I wear the Drew lace front as a half wig with quite a bit of hair left out. You don't have to leave that much hair out though, I just like to.


----------



## Renewed1 (Dec 20, 2011)

msdeevee said:


> I would Love to join this challenge but I'm having a hard time finding a suitable realistic wig that doesn't  look like a hat.
> 
> I have the chocolate Egyptian curly lace front but it is a Diana Ross looking lotta hair. I'm in the process of cutting it and thinning it out but....
> 
> I have natural hair . Any suggestions for a kinky curly lace front that doesn't cost $300.00 ?



msdeevee I feel you! I want a nice curly "professional" looking wig. I can't seem any that I like.

Heck, if I can find a nice STRAIGHT hair professional wig, I'll be happy.

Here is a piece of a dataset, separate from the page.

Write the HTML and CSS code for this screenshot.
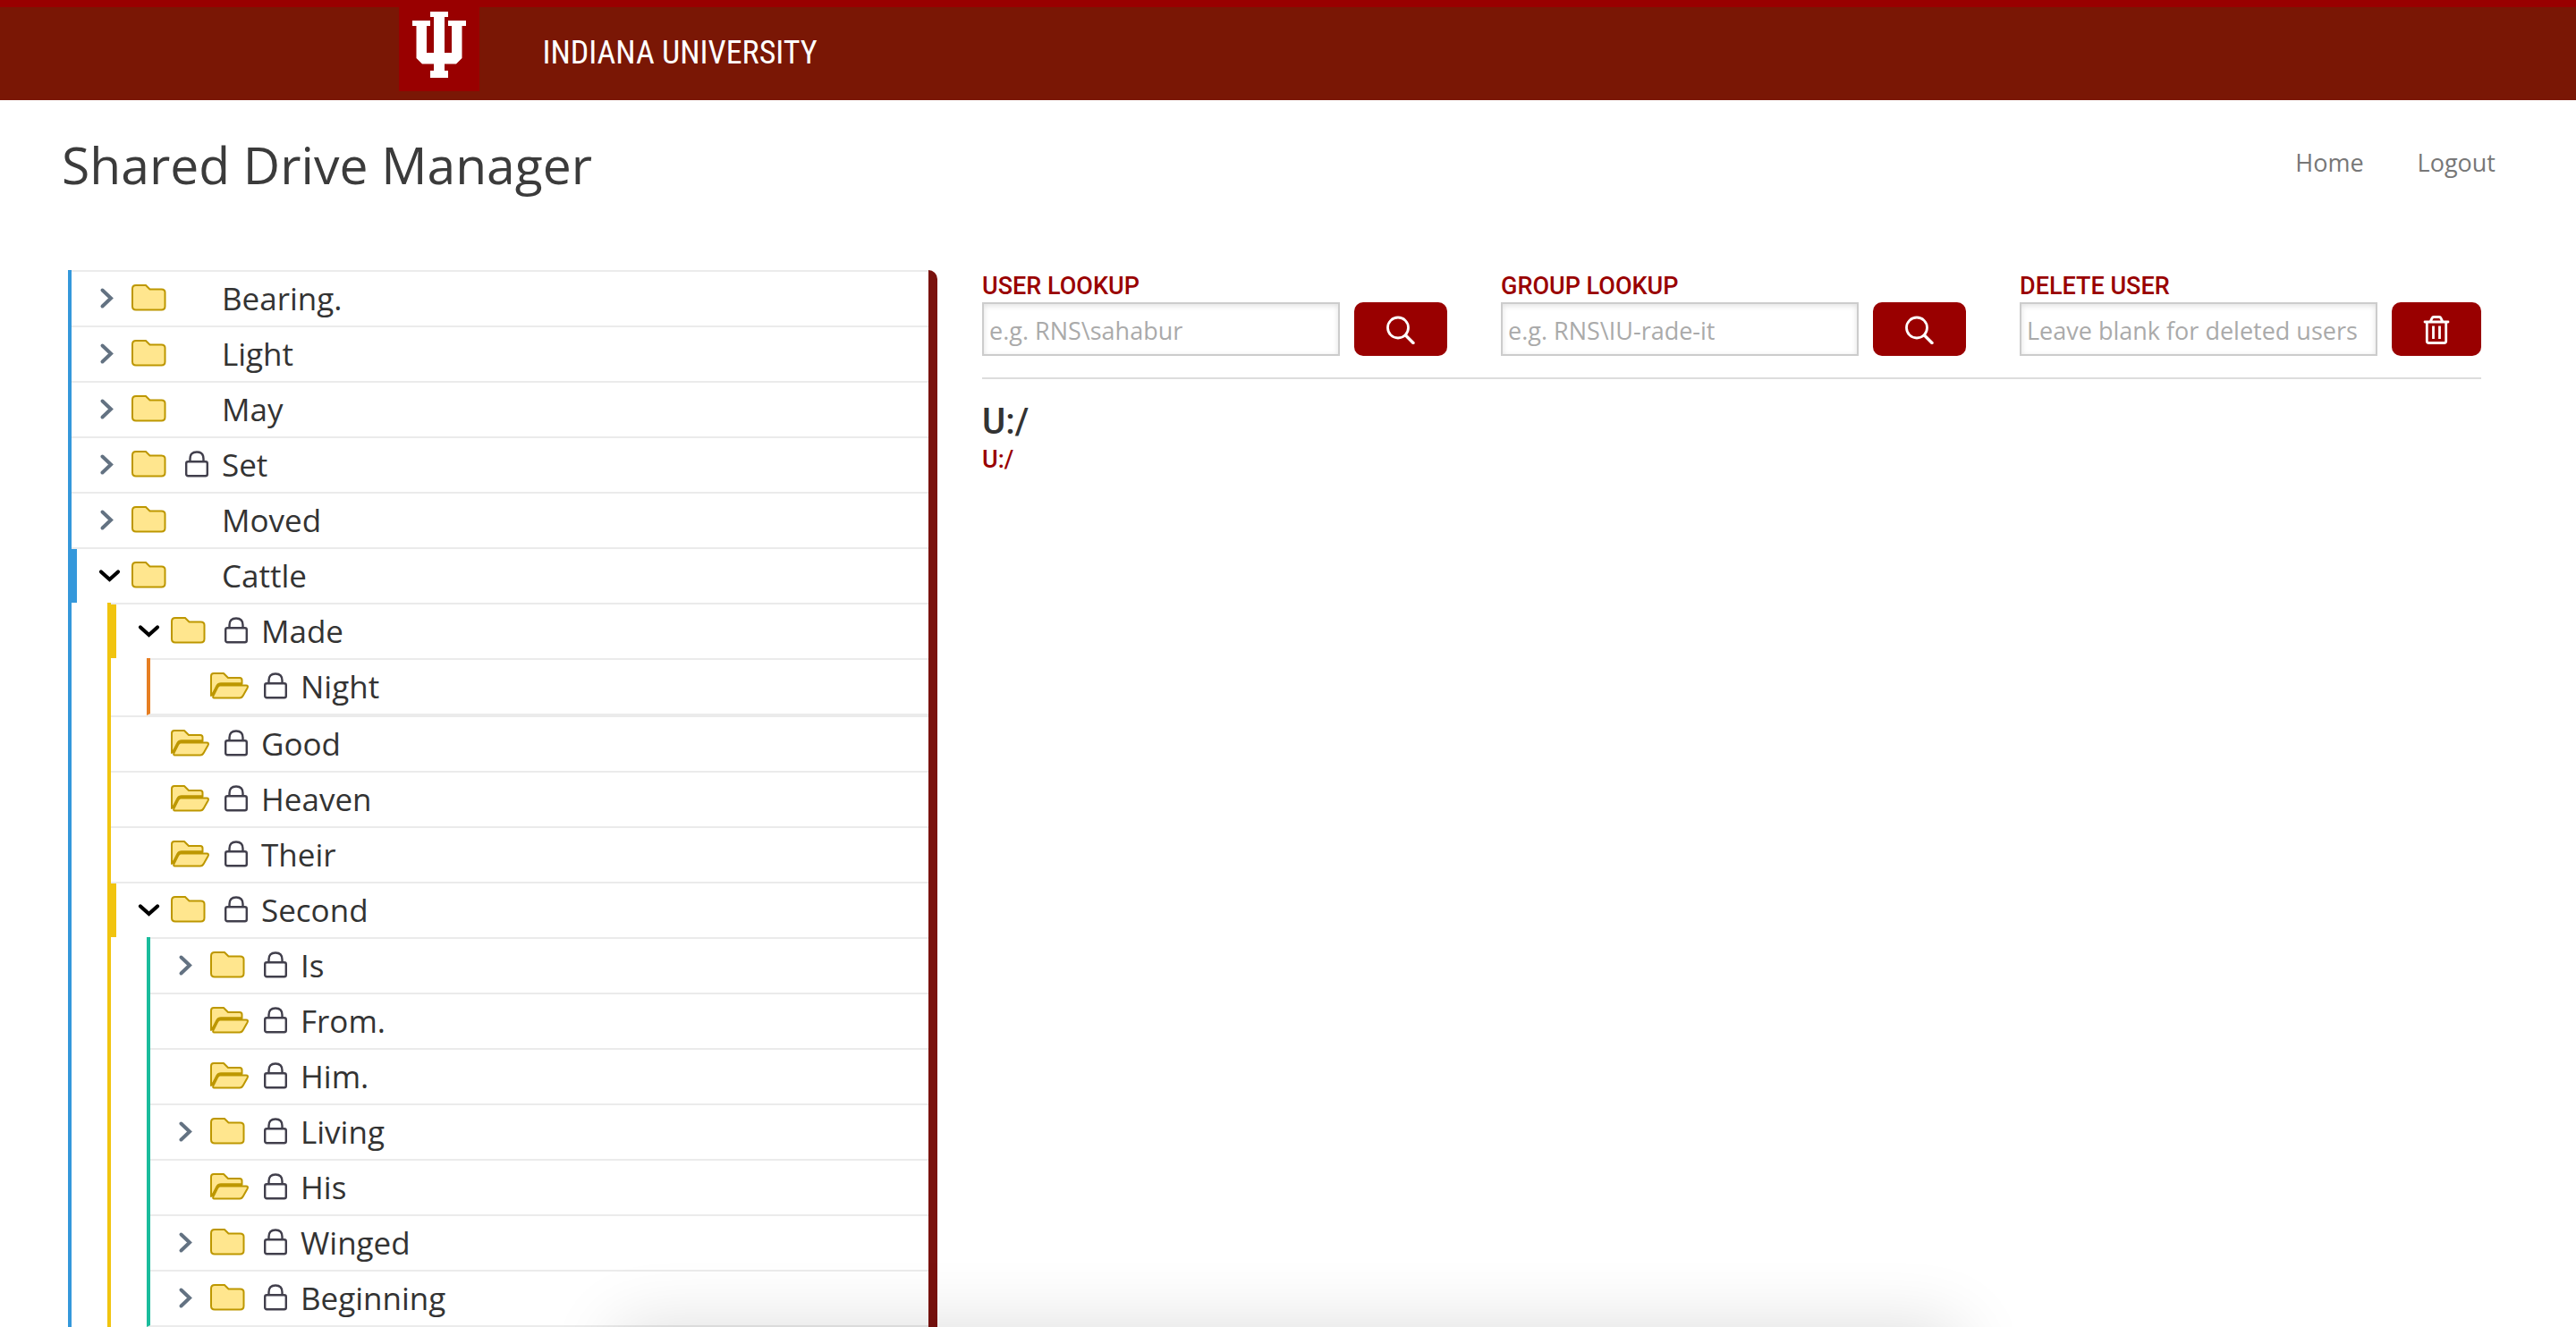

I'm exercising to lose weight, so I wanted a wig that can hide my hair, while I get healthy!


----------



## Kerryann (Dec 20, 2011)

thank god for living in NY because everywhere u go its a bss to buy a wig


----------



## ProtectiveStyling (Dec 20, 2011)

Im in! Im wearing a wig right now actually.... Creta girl! and i plan on ordering a wig from fridaynighthair before their free shipping ends and also bree from hairsisters!


----------



## KEIONI'S MOM (Dec 20, 2011)

I would like to join since I"ll be rocking my wigs again after I take out my box braids.


----------



## xu93texas (Dec 20, 2011)

Hi ladies! I want in. I just started wearing my first wig and I love it. I plan to wear wigs as my main protective style.


----------



## pinkprettypanda (Dec 20, 2011)

Count me in!! I've been using wigs as a protective style aide since August!! Trying to grow out these natural curls! Been natural for a little over a year now I'll be doing a blog post soon!


----------



## 13StepsAhead (Dec 20, 2011)

Just added two 1/2 wigs to my arsenal. Emily by outré; a oldie but goodie from my newbie days.


----------



## remnant (Dec 20, 2011)

xu93texas said:


> Hi ladies! I want in. I just started wearing my first wig and I love it. I plan to wear wigs as my main protective style. I also do rollersets and I really like bantu knot-outs. I'm trying to get my neck length hair to shoulder length. (btw, I've never had hair longer than nl). So I'm all in. *I'm currently wearing It's a Cap Wig HH Tara. Luuvv it*.


 
The wig I have on now looks exactly like yours I really love it too


----------



## mstokes2008 (Dec 20, 2011)

cami88 said:


> I wear the Drew lace front as a half wig with quite a bit of hair left out. You don't have to leave that much hair out though, I just like to.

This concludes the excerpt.